Franz Carl Müller-Lyer devised what is called the Müller-Lyer illusion — a visual illusion which consists of three stylized arrows. The shafts of the three arrows are straight line segments of equal length with fins extend from the ends of the shaft either as arrowheads (pointing inward) or arrow tails (pointing outward).
The second arrow with two arrow tails at both ends is perceived to have a longer shaft compared to the first arrow with two arrowheads at both ends, while the third arrow with an arrowhead and an arrow tail appears to have a longer shaft than the first arrow with two arrowheads on both ends.
Joseph Delbouef discovered a visual illusion called relative size perception and devised the Delbouef Illusion. Here, two black circles with identical sizes are placed side by side with the first black circle inside an annulus, making it appear bigger than the second black circle. However, when the size of the annulus is increased and is more distant from the black circle in the center, the circle appears smaller than that of the other black circle with no annulus.
While we are tackling the subject of visual illusion to explain its use in the art of magic, it would be good to note that these scientific studies serve a bigger purpose.
Why Are Visual Illusions Important To Executing Magic Tricks?
Even scientists learn something new from magicians. It's all a matter of manipulating the audience's perception, attention, and awareness.
For example, misdirecting people's attention to say, a hand gesture, a rolling of the sleeve, or releasing a dove in the air lead to inattentional blindness — distracting the audience from what's really going on behind the scenes, even for a split second. More subtle cues such as eye or head movement can also serve as effective misdirection techniques. A magician also needs to be impeccable in his timing in order to execute an illusion flawlessly.
These tricks, which constitute our perception of what is magic, provide scientists with a better understanding of the limitations of the cognitive processes of the human mind.
What Effects Do Magicians Use To Create Visual Illusions?
A magician can perform a wide range of magic tricks — from the simplest to the most complex. It all depends on their expertise, years of experience and ability to come up with a spectacle.
As both a performer and an actor, a magician needs to have a deep understanding of theatrics, storytelling, lighting, stage effects, and costumes.
Simple tricks usually require sleight of hand and an effective strategy for misdirection. More complex magic tricks involve the use of bigger props, such as animals, boxes, mirrors, or even people.
In the process of creating these illusions, a magician may use any or all of these effects:
The extent of effects that a magician uses also depends on his ability to execute each trick with impeccable timing and a flawless performance. What is magic to our eyes actually takes years of careful training for a magician.
Some Simple Magic Tricks And The Methods Behind Them
There are several tricks in a magician's book that make use of visual illusions. As we've previously stated, they can either be simple magic tricks or bigger ones that make use of props such as smoke and mirrors.

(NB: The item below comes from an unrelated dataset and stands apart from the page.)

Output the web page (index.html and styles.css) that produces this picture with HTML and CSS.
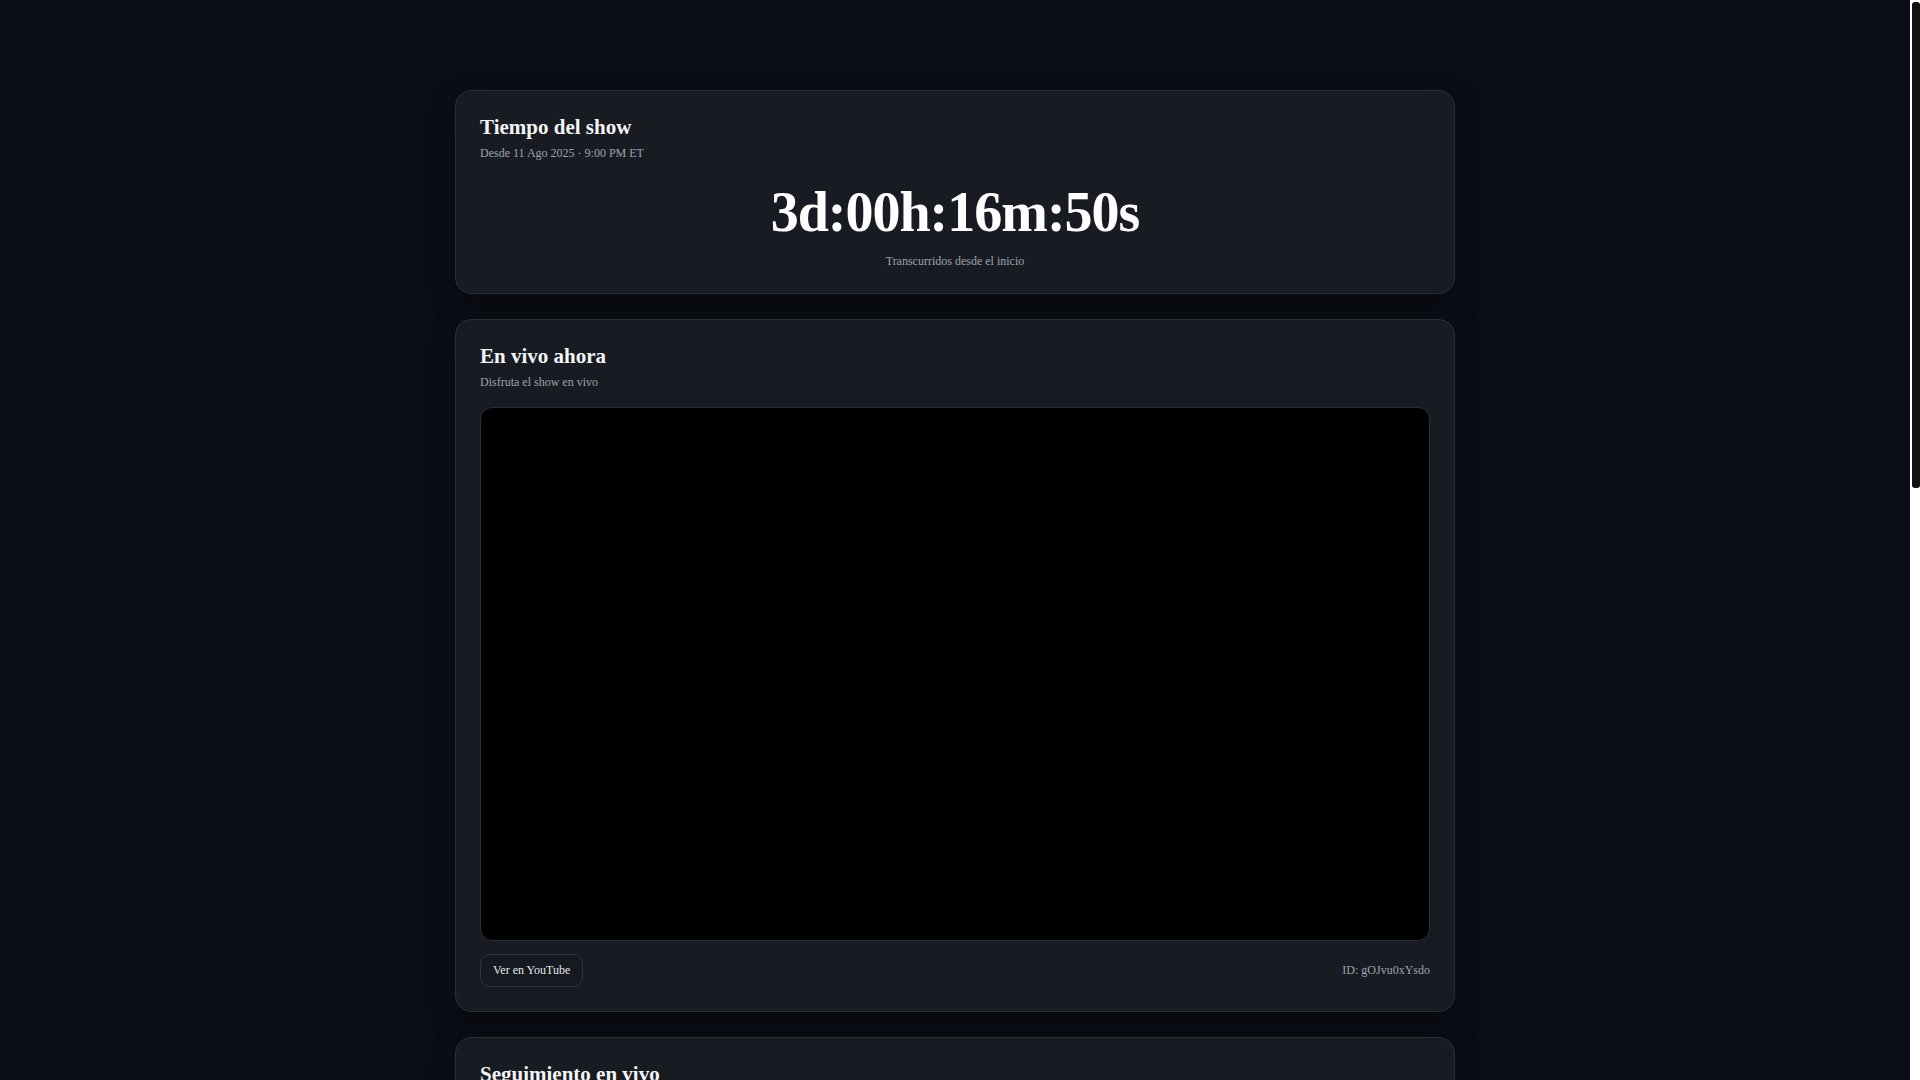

To give you an idea of how magicians use visual illusion to accomplish what is magic, let's explore some simple magic tricks as well as the methods used in their execution. It's what you call a sneak peek behind the magician's curtain.
1. The Disappearing Ball Trick
A magician throws a ball two or three times into the air but fakes the last throw, concealing the ball in the palm of his hand. Because viewers anticipate that the ball will be thrown again in mid-air, this gives the illusion that the ball was actually thrown and vanished into thin air, instead of just not being thrown at all. A magician makes use of eye and head movements to trick the audience into thinking that the act of throwing the ball was made.
2. The Vanishing Coin Trick
This makes use of a method called false transfer. To create the illusion of what is magic to the audience, a magician puts a coin in his left hand (with palm facing up) between his middle and ring finger. He then turns his left hand over, clips the coin with his left thumb and pretends to transfer the coin to the palm of his right hand. He then closes his right hand, seemingly holding the coin in it, and then proceeds to open his right hand to reveal that the coin has disappeared while keeping his left hand in finger palm position to hold the coin. To distract the viewer's attention from the false transfer, the magician folds his sleeves before opening his right hand. This is what's called misdirection. The human mind actually has attentional limits — this means our mind can only visually process the most important details and leaves out the least important ones.
Don't Over-Analyze, Just Enjoy The Show
Awareness of the principles of visual illusion and what magicians do behind the scenes may altogether change your perception about magic tricks. While it's good to know more about how the human mind works, sometimes, all you really want is to relax and enjoy the show.
This is the reason why magic has been around for centuries — it's one of the oldest professions in the world. The tricks may have evolved and become more complex and sophisticated through the years, but the sense of awe, amazement, and fascination that magic shows bring to a receptive audience remain.
Watching magic happen is like seeing a movie on the big screen — you don't sit in a theatre for two hours just to deconstruct the film and pinpoint all the flaws (unless you're a movie critic or a film director yourself, maybe). You're there to be entertained and amazed by the spectacle.
And no, there is nothing wrong with you — the reality is that the human brain has limitations that only science can explain. Magicians spend their lives learning how to exploit these weaknesses and use them to their advantage in order to give you something to wonder about.
Magic is not about witnessing the impossible, it's actually about the audience's willingness to suspend their disbelief. After all, a magician spends years and years mastering his craft and goes to great lengths just to give you a splendid and awe-inspiring show.
So, what is magic really? Magic happens when the audience is genuinely amazed and entertained. For a magician, it means a job well done.